Cos'è il mobbing?
Cos'è il mobbing?
Il termine Mobbing deriva dall’inglese e, più nello specifico, dalla voce del verbo “to mob” (assillare con violenza). Viene utilizzato inizialmente per descrivere, nel mondo animale, il comportamento violento tra due individui della stessa specie per escludere un altro membro dal gruppo. Allo stesso modo, in ambito lavorativo è infatti utilizzato per indicare un comportamento aggressivo nei confronti di un lavoratore. Tali condotte possono essere compiute dai colleghi o dai superiori, in questo secondo caso si parla di mobbing verticale, questo tema verrà trattato più nel dettaglio in un articolo successivo.
Per essere definite mobbing le condotte aggressive devono essere ripetute ed essere frequenti nel tempo per almeno 6 mesi. Gli esempi di questi comportamenti possono essere diversi come assegnazione di carichi di lavoro eccessivi o, al contrario, riduzione delle mansioni tanto da rendere umiliante il lavoro, frasi ingiuriose, aggressioni verbali, critiche continue anche per motivi banali, sia in pubblico che in privato, venire costantemente isolati dai colleghi, rifiuto continuo di ferie o permessi o possibilità che queste vengano assegnate in periodi non graditi, esclusione da benefici o incarichi, esclusione da possibilità di formazione, sottrazione di strumenti di lavoro, non fornire informazioni necessarie per il lavoro.
Definizione
Per parlare di mobbing le condotte sopra descritte (ma potrebbero essercene molte altre) devono essere attuate con l’intento di espellere la persona dal lavoro e devono avere su questa ripercussioni psicofisiche.
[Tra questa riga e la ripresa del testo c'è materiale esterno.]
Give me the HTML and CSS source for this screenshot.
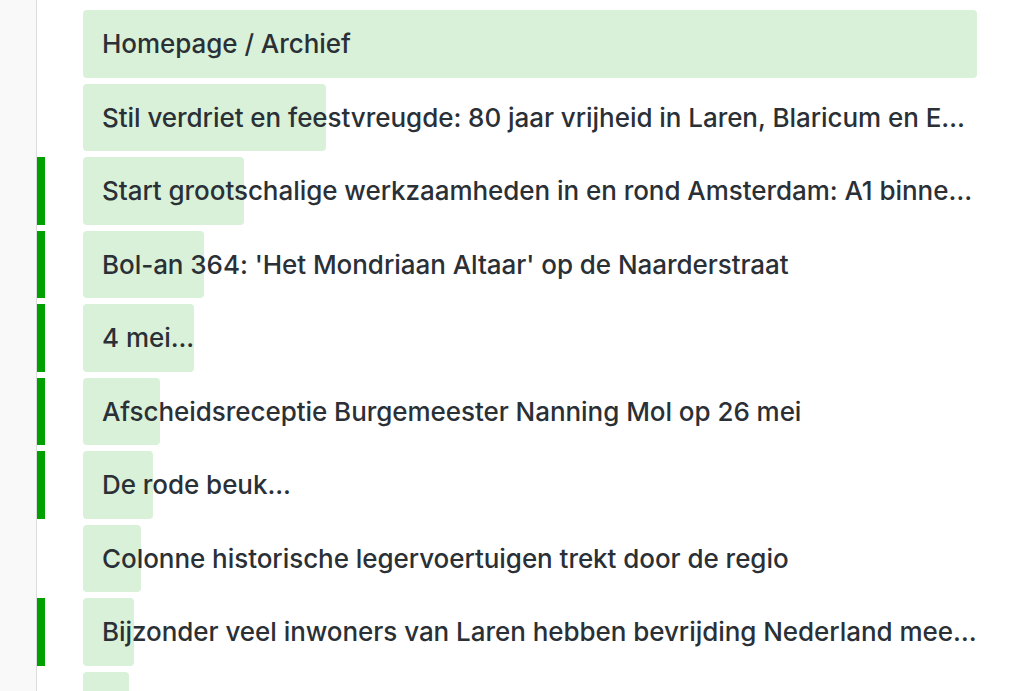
FILE: index.html
```html
<!DOCTYPE html>
<html lang="nl">
<head>
<meta charset="utf-8">
<title>Archief</title>
<link rel="stylesheet" href="styles.css">
</head>
<body>
<div class="page">
  <div class="gutter"></div>
  <ul class="list">
    <li class="row"><span class="mark"></span><div class="item"><span class="fill" style="width:100%"></span><span class="label">Homepage / Archief</span></div></li>
    <li class="row"><span class="mark"></span><div class="item"><span class="fill" style="width:243px"></span><span class="label">Stil verdriet en feestvreugde: 80 jaar vrijheid in Laren, Blaricum en Eemnes herdacht en gevierd</span></div></li>
    <li class="row"><span class="mark on"></span><div class="item"><span class="fill" style="width:161px"></span><span class="label">Start grootschalige werkzaamheden in en rond Amsterdam: A1 binnenkort afgesloten</span></div></li>
    <li class="row"><span class="mark on"></span><div class="item"><span class="fill" style="width:121px"></span><span class="label">Bol-an 364: 'Het Mondriaan Altaar' op de Naarderstraat</span></div></li>
    <li class="row"><span class="mark on"></span><div class="item"><span class="fill" style="width:111px"></span><span class="label">4 mei...</span></div></li>
    <li class="row"><span class="mark on"></span><div class="item"><span class="fill" style="width:77px"></span><span class="label">Afscheidsreceptie Burgemeester Nanning Mol op 26 mei</span></div></li>
    <li class="row"><span class="mark on"></span><div class="item"><span class="fill" style="width:70px"></span><span class="label">De rode beuk...</span></div></li>
    <li class="row"><span class="mark"></span><div class="item"><span class="fill" style="width:58px"></span><span class="label">Colonne historische legervoertuigen trekt door de regio</span></div></li>
    <li class="row"><span class="mark on"></span><div class="item"><span class="fill" style="width:51px"></span><span class="label">Bijzonder veel inwoners van Laren hebben bevrijding Nederland meegemaakt</span></div></li>
    <li class="row"><span class="mark"></span><div class="item"><span class="fill" style="width:46px"></span><span class="label">Laren</span></div></li>
  </ul>
</div>
</body>
</html>
```
FILE: styles.css
```css
html, body {
  margin: 0;
  padding: 0;
  background: #ffffff;
  height: 100%;
  overflow: hidden;
}
body {
  font-family: Inter, "Noto Sans", sans-serif;
  color: #2a3036;
}
.page {
  display: flex;
  min-height: 100%;
}
.gutter {
  width: 36px;
  flex: none;
  background: #f9f9f9;
  border-right: 1px solid #dcdcdc;
}
.list {
  flex: 1;
  list-style: none;
  margin: 0;
  padding: 10px 47px 0 0;
  display: flex;
  flex-direction: column;
  gap: 6px;
  min-width: 0;
}
.row {
  display: flex;
  height: 67.5px;
  flex: none;
}
.mark {
  width: 8px;
  flex: none;
  margin-right: 38px;
}
.mark.on {
  background: #00a000;
}
.item {
  position: relative;
  flex: 1;
  min-width: 0;
  display: flex;
  align-items: center;
}
.fill {
  position: absolute;
  left: 0;
  top: 0;
  bottom: 0;
  background: #daf1d9;
  border-radius: 4px;
}
.label {
  position: relative;
  padding-left: 19px;
  font-size: 26px;
  font-weight: 500;
  letter-spacing: -0.05px;
  white-space: nowrap;
  overflow: hidden;
  text-overflow: ellipsis;
  min-width: 0;
}
```
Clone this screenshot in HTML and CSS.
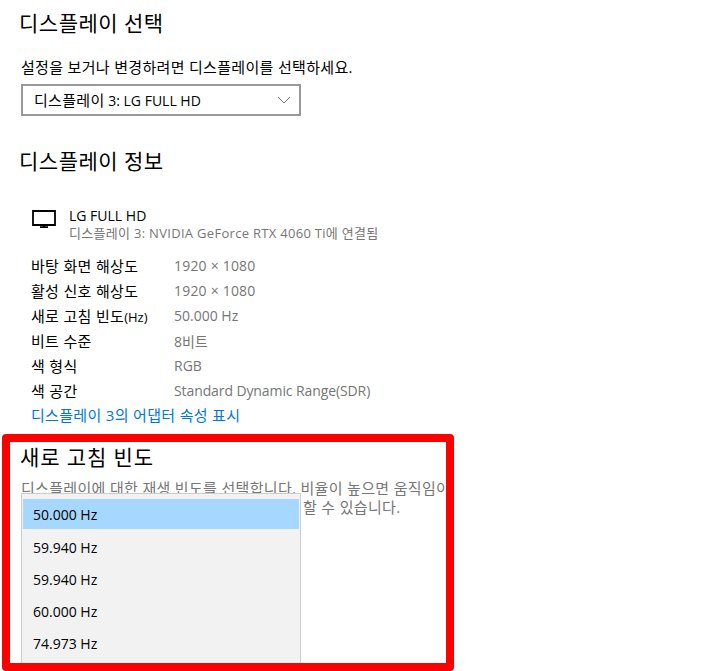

A livello psicologico si può sviluppare un disturbo dell’adattamento, cioè una sindrome ansioso-depressiva in reazione all’evento stressante. Oltre a ciò, possono presentarsi anche conseguenze quali perdita d’autostima, depressione, insonnia, isolamento. Tali effetti non si presentano solo in ambito lavorativo ma vanno ad interferire anche con la vita privata della persona, arrivando, in un numero non trascurabile di casi, a portare al suicidio.
A livello fisico i sintomi possono essere numerosi, i più frequenti sono cefalee, gastriti, dermatiti, tachicardia, tremori, sudorazione.
A causa delle gravi conseguenze che il fenomeno del mobbing può portare, il datore di lavoro è obbligato a garantire un ambiente di lavoro sicuro, vigilando su qualunque condotta potenzialmente lesiva (di qualsiasi genere o entità) nei confronti dei lavoratori da parte di colleghi o superiori, come contenuto nell’art.2087 del Codice Civile. Il lavoratore dovrebbe quindi essere tutelato dal mobbing, ma come dimostrare di esserne vittima rimane un punto spinoso. Infatti si dovrebbe accertare che la salute della persona è peggiorata a causa del mobbing, ma anche accertare che i danni alla vittima siano stati perpetrati in maniera volontaria e con l’intento di allontanarla, contro la sua volontà, dall’ambiente di lavoro. Provare con certezza la presenza di queste due condizioni è molto difficile, cosa si può fare allora chi sente di essere vittima di mobbing?
Cosa fare se si teme di essere vittima di mobbing?
La prima cosa da fare è pensare al proprio benessere fisico, ma anche psicologico. Uno psicologo potrà aiutare la persona a costruire o migliorare le risorse personali che gli permetteranno di affrontare la situazione in modo positivo evitando, così, di prendere decisioni affrettate come licenziarsi o intraprendere via legali senza valutare le conseguenze che possono esserci. Un modo per aiutare a migliorare l’autostima e la sicurezza in sé è sicuramente migliorare le relazioni sociali riuscendo a non isolarsi e capendo l’importanza del sostegno di amici e parenti. In generale quindi la persona potrà imparare ad adattarsi all’ambiente di lavoro e sviluppare risorse che gli saranno utili nella situazione attuale e in quelle future.